El jue, 10 dic 2020 a las 9:52, Josh Boyer (<jwboyer(a)fedoraproject.org>) escribió:
>
> On Wed, Dec 9, 2020 at 7:55 AM Sergio Belkin <sebelk(a)gmail.com> wrote:
> >
> >
> >
> > El mié, 9 dic 2020 a las 9:28, Peter Robinson (<pbrobinson(a)gmail.com>)
escribió:
> >>
> >> On Wed, Dec 9, 2020 at 11:12 AM Christoph Karl <pampelmuse(a)gmx.at>
wrote:
> >> >
> >> > Hello!
> >> >
> >> > On 09.12.20 04:26, Sergio Belkin wrote:
> >> > > How does this
(
https://blog.centos.org/2020/12/future-is-centos-stream/)
> >> > > affect Fedora?
> >> >
> >> > I think Fedora now needs some kind of LTS.
> >>
> >> Why?

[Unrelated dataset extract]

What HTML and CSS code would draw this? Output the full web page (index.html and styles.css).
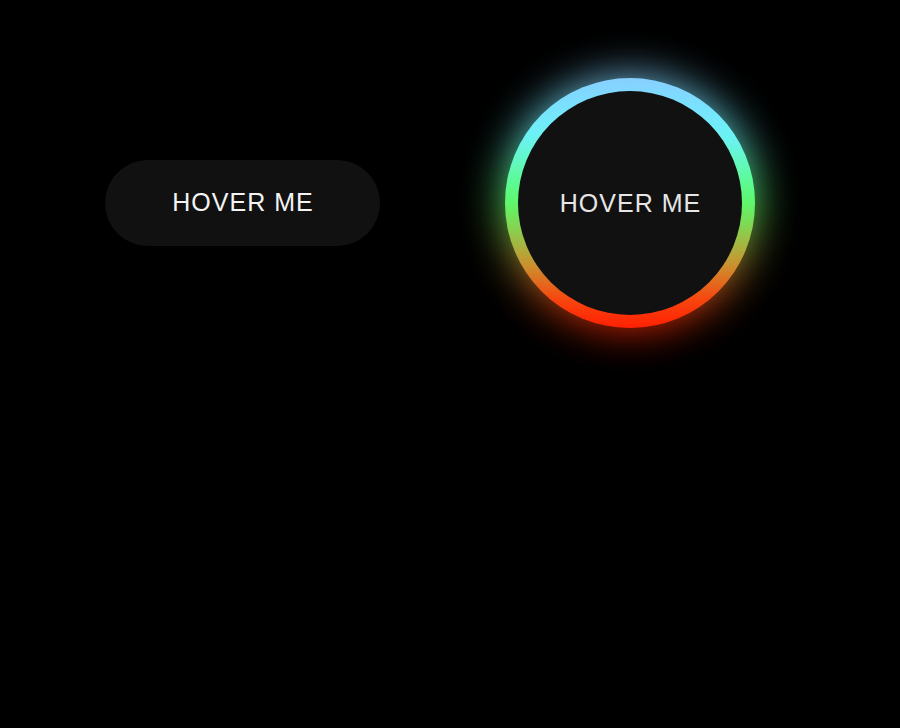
FILE: index.html
```html
<!DOCTYPE html>
<html>
<head>
<meta charset="utf-8">
<link rel="stylesheet" href="styles.css">
</head>
<body>
<div class="stage">
  <button class="pill">HOVER ME</button>
  <div class="ring">
    <button class="face">HOVER ME</button>
  </div>
</div>
</body>
</html>
```
FILE: styles.css
```css
html, body {
  margin: 0;
  background: #000;
  height: 100%;
}
.stage {
  display: flex;
  align-items: center;
  gap: 125px;
  padding: 78px 0 0 105px;
}
button {
  font-family: "Liberation Sans", Arial, sans-serif;
  font-size: 25px;
  letter-spacing: 1px;
  color: #f4f4f4;
  background: #111;
  border: none;
  padding: 0;
  margin: 0;
}
.pill {
  width: 275px;
  height: 86px;
  border-radius: 43px;
  padding-left: 1px;
  margin-top: -1px;
}
.ring {
  position: relative;
  width: 250px;
  height: 250px;
  border-radius: 50%;
  padding: 13px;
  box-sizing: border-box;
  background: linear-gradient(to bottom, #8ccaff 0%, #6cf3ff 24%, #55ff66 50%, #d0902e 74%, #ff3a0a 88%, #ff1800 100%);
  isolation: isolate;
}
.ring::before {
  content: "";
  position: absolute;
  inset: 0;
  border-radius: 50%;
  background: linear-gradient(to bottom, #8ccaff 0%, #6cf3ff 24%, #55ff66 50%, #d0902e 74%, #ff3a0a 88%, #ff1800 100%);
  filter: blur(22px);
  opacity: 0.9;
  z-index: -1;
}
.face {
  display: block;
  width: 100%;
  height: 100%;
  border-radius: 50%;
  color: #e6e6e6;
  padding-left: 1px;
}
```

What would it provide that CentOS Stream doesn't?
> >>
> >> > At least I was planning to support CentOS via EPEL as
> >> > a kind of "Fedora LTS".
> >> >
> >> > Best Regards
> >> > Christoph
> >
> >
> > Cutting-edge features?
>
> That's actually really hard. Every cutting-edge feature one person
> wants is superfluous and risky to a different person. If you want an
> update of foo to the latest version, it's likely to break someone else
> that was perfectly happy with the current version. There's a reason
> why CentOS, RHEL, and even Ubuntu LTS aren't really targeted at
> cutting edge feature work. A Fedora LTS would run into all the same
> problems.
>
> That being said, there *are* opportunities to provide that on CentOS
> Stream (or RHEL). We have EPEL, we have modularity, etc. If the OS
> itself isn't providing the features you need, we have projects that
> can fill those gaps while leaving the OS itself at the solid, stable
> base it needs to be. One thing I'm excited to see is CentOS Stream
> SIGs that take Stream and build out features in a more comprehensive
> (or even invasive) way to meet some of those use cases.
>
> josh
I think in features like btrfs or zram...
Yep, and a CentOS Stream SIG around those would be really neat to see!